»»

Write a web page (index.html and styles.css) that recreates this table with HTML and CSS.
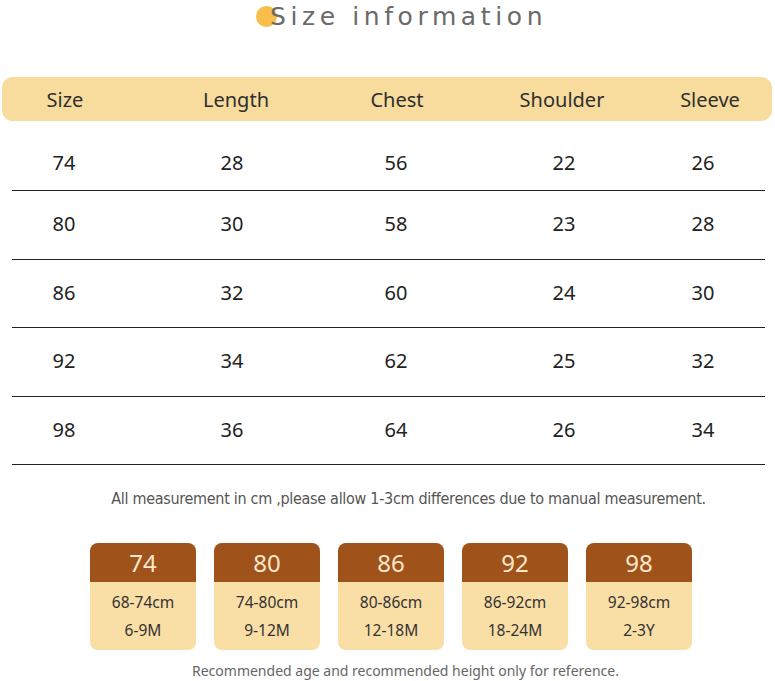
FILE: index.html
```html
<!DOCTYPE html>
<html>
<head>
<meta charset="utf-8">
<link rel="stylesheet" href="styles.css">
</head>
<body>
<div class="page">
  <h1 class="title"><span class="dot"></span><span class="title-text">Size information</span></h1>
  <div class="table">
    <div class="head">
      <span>Size</span><span>Length</span><span>Chest</span><span>Shoulder</span><span>Sleeve</span>
    </div>
    <div class="row first"><span>74</span><span>28</span><span>56</span><span>22</span><span>26</span></div>
    <div class="row"><span>80</span><span>30</span><span>58</span><span>23</span><span>28</span></div>
    <div class="row"><span>86</span><span>32</span><span>60</span><span>24</span><span>30</span></div>
    <div class="row"><span>92</span><span>34</span><span>62</span><span>25</span><span>32</span></div>
    <div class="row"><span>98</span><span>36</span><span>64</span><span>26</span><span>34</span></div>
  </div>
  <p class="note">All measurement in cm ,please allow 1-3cm differences due to manual measurement.</p>
  <div class="cards">
    <div class="card"><div class="card-top">74</div><div class="card-body"><span>68-74cm</span><span>6-9M</span></div></div>
    <div class="card"><div class="card-top">80</div><div class="card-body"><span>74-80cm</span><span>9-12M</span></div></div>
    <div class="card"><div class="card-top">86</div><div class="card-body"><span>80-86cm</span><span>12-18M</span></div></div>
    <div class="card"><div class="card-top">92</div><div class="card-body"><span>86-92cm</span><span>18-24M</span></div></div>
    <div class="card"><div class="card-top">98</div><div class="card-body"><span>92-98cm</span><span>2-3Y</span></div></div>
  </div>
  <p class="foot">Recommended age and recommended height only for reference.</p>
</div>
</body>
</html>
```
FILE: styles.css
```css
* { box-sizing: border-box; }
html, body { margin: 0; padding: 0; background: #fff; }
body { font-family: "Noto Sans", "Open Sans", sans-serif; color: #333; }
.page { width: 775px; height: 681px; overflow: hidden; }

.title {
  margin: 0;
  height: 34px;
  display: flex;
  align-items: center;
  justify-content: center;
  padding: 0 0 1px 28px;
  font-weight: normal;
}
.dot {
  width: 21px; height: 21px; border-radius: 50%;
  background: #f7be4a;
  margin-right: -7px;
  margin-left: 0;
}
.title-text {
  font-family: "DejaVu Sans", sans-serif;
  font-size: 25px;
  letter-spacing: 4.6px;
  color: #6a6a6a;
  position: relative;
}

.table { margin-top: 43px; }
.head {
  margin: 0 3px 0 2px;
  height: 44px;
  background: #f8dc9e;
  border-radius: 11px;
  display: grid;
  grid-template-columns: 126px 216px 106px 224px 72px;
  align-items: center;
  font-size: 20px;
  color: #2e2e2e;
}
.head span, .row span { text-align: center; }
.row {
  margin: 0 10px 0 12px;
  height: 68.5px;
  border-bottom: 1.5px solid #222;
  display: grid;
  grid-template-columns: 104px 232px 96px 240px 38px;
  align-items: center;
  font-size: 20px;
  color: #222;
  padding-bottom: 2px;
}
.row.first { height: 70px; padding-top: 15px; }

.note {
  margin: 24px 0 0 0;
  padding-left: 42px;
  text-align: center;
  font-family: "DejaVu Sans Condensed", "DejaVu Sans", sans-serif;
  font-size: 16px;
  color: #555;
  letter-spacing: -0.3px;
}

.cards {
  margin-top: 35px;
  padding-left: 90px;
  display: flex;
  gap: 18px;
}
.card {
  width: 106px;
  height: 107px;
  border-radius: 8px;
  overflow: hidden;
  background: #f9dea6;
  display: flex;
  flex-direction: column;
}
.card-top {
  height: 39px;
  background: #a0521b;
  color: #fbe8cc;
  font-size: 24px;
  display: flex;
  align-items: center;
  justify-content: center;
}
.card-body {
  flex: 1;
  display: flex;
  flex-direction: column;
  align-items: center;
  justify-content: center;
  gap: 6px;
  font-size: 15.5px;
  color: #333;
  padding-bottom: 1px;
}
.foot {
  margin: 11px 0 0 0;
  text-align: center;
  padding-left: 36px;
  font-size: 14px;
  color: #666;
}
```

««

▶ _What you are asked to do_: Write out the data precisely as given, excluding the pictures.

▶ _Correct answer_:
Write a web page (index.html and styles.css) that recreates this table with HTML and CSS.
FILE: index.html
```html
<!DOCTYPE html>
<html>
<head>
<meta charset="utf-8">
<link rel="stylesheet" href="styles.css">
</head>
<body>
<div class="page">
  <h1 class="title"><span class="dot"></span><span class="title-text">Size information</span></h1>
  <div class="table">
    <div class="head">
      <span>Size</span><span>Length</span><span>Chest</span><span>Shoulder</span><span>Sleeve</span>
    </div>
    <div class="row first"><span>74</span><span>28</span><span>56</span><span>22</span><span>26</span></div>
    <div class="row"><span>80</span><span>30</span><span>58</span><span>23</span><span>28</span></div>
    <div class="row"><span>86</span><span>32</span><span>60</span><span>24</span><span>30</span></div>
    <div class="row"><span>92</span><span>34</span><span>62</span><span>25</span><span>32</span></div>
    <div class="row"><span>98</span><span>36</span><span>64</span><span>26</span><span>34</span></div>
  </div>
  <p class="note">All measurement in cm ,please allow 1-3cm differences due to manual measurement.</p>
  <div class="cards">
    <div class="card"><div class="card-top">74</div><div class="card-body"><span>68-74cm</span><span>6-9M</span></div></div>
    <div class="card"><div class="card-top">80</div><div class="card-body"><span>74-80cm</span><span>9-12M</span></div></div>
    <div class="card"><div class="card-top">86</div><div class="card-body"><span>80-86cm</span><span>12-18M</span></div></div>
    <div class="card"><div class="card-top">92</div><div class="card-body"><span>86-92cm</span><span>18-24M</span></div></div>
    <div class="card"><div class="card-top">98</div><div class="card-body"><span>92-98cm</span><span>2-3Y</span></div></div>
  </div>
  <p class="foot">Recommended age and recommended height only for reference.</p>
</div>
</body>
</html>
```
FILE: styles.css
```css
* { box-sizing: border-box; }
html, body { margin: 0; padding: 0; background: #fff; }
body { font-family: "Noto Sans", "Open Sans", sans-serif; color: #333; }
.page { width: 775px; height: 681px; overflow: hidden; }

.title {
  margin: 0;
  height: 34px;
  display: flex;
  align-items: center;
  justify-content: center;
  padding: 0 0 1px 28px;
  font-weight: normal;
}
.dot {
  width: 21px; height: 21px; border-radius: 50%;
  background: #f7be4a;
  margin-right: -7px;
  margin-left: 0;
}
.title-text {
  font-family: "DejaVu Sans", sans-serif;
  font-size: 25px;
  letter-spacing: 4.6px;
  color: #6a6a6a;
  position: relative;
}

.table { margin-top: 43px; }
.head {
  margin: 0 3px 0 2px;
  height: 44px;
  background: #f8dc9e;
  border-radius: 11px;
  display: grid;
  grid-template-columns: 126px 216px 106px 224px 72px;
  align-items: center;
  font-size: 20px;
  color: #2e2e2e;
}
.head span, .row span { text-align: center; }
.row {
  margin: 0 10px 0 12px;
  height: 68.5px;
  border-bottom: 1.5px solid #222;
  display: grid;
  grid-template-columns: 104px 232px 96px 240px 38px;
  align-items: center;
  font-size: 20px;
  color: #222;
  padding-bottom: 2px;
}
.row.first { height: 70px; padding-top: 15px; }

.note {
  margin: 24px 0 0 0;
  padding-left: 42px;
  text-align: center;
  font-family: "DejaVu Sans Condensed", "DejaVu Sans", sans-serif;
  font-size: 16px;
  color: #555;
  letter-spacing: -0.3px;
}

.cards {
  margin-top: 35px;
  padding-left: 90px;
  display: flex;
  gap: 18px;
}
.card {
  width: 106px;
  height: 107px;
  border-radius: 8px;
  overflow: hidden;
  background: #f9dea6;
  display: flex;
  flex-direction: column;
}
.card-top {
  height: 39px;
  background: #a0521b;
  color: #fbe8cc;
  font-size: 24px;
  display: flex;
  align-items: center;
  justify-content: center;
}
.card-body {
  flex: 1;
  display: flex;
  flex-direction: column;
  align-items: center;
  justify-content: center;
  gap: 6px;
  font-size: 15.5px;
  color: #333;
  padding-bottom: 1px;
}
.foot {
  margin: 11px 0 0 0;
  text-align: center;
  padding-left: 36px;
  font-size: 14px;
  color: #666;
}
```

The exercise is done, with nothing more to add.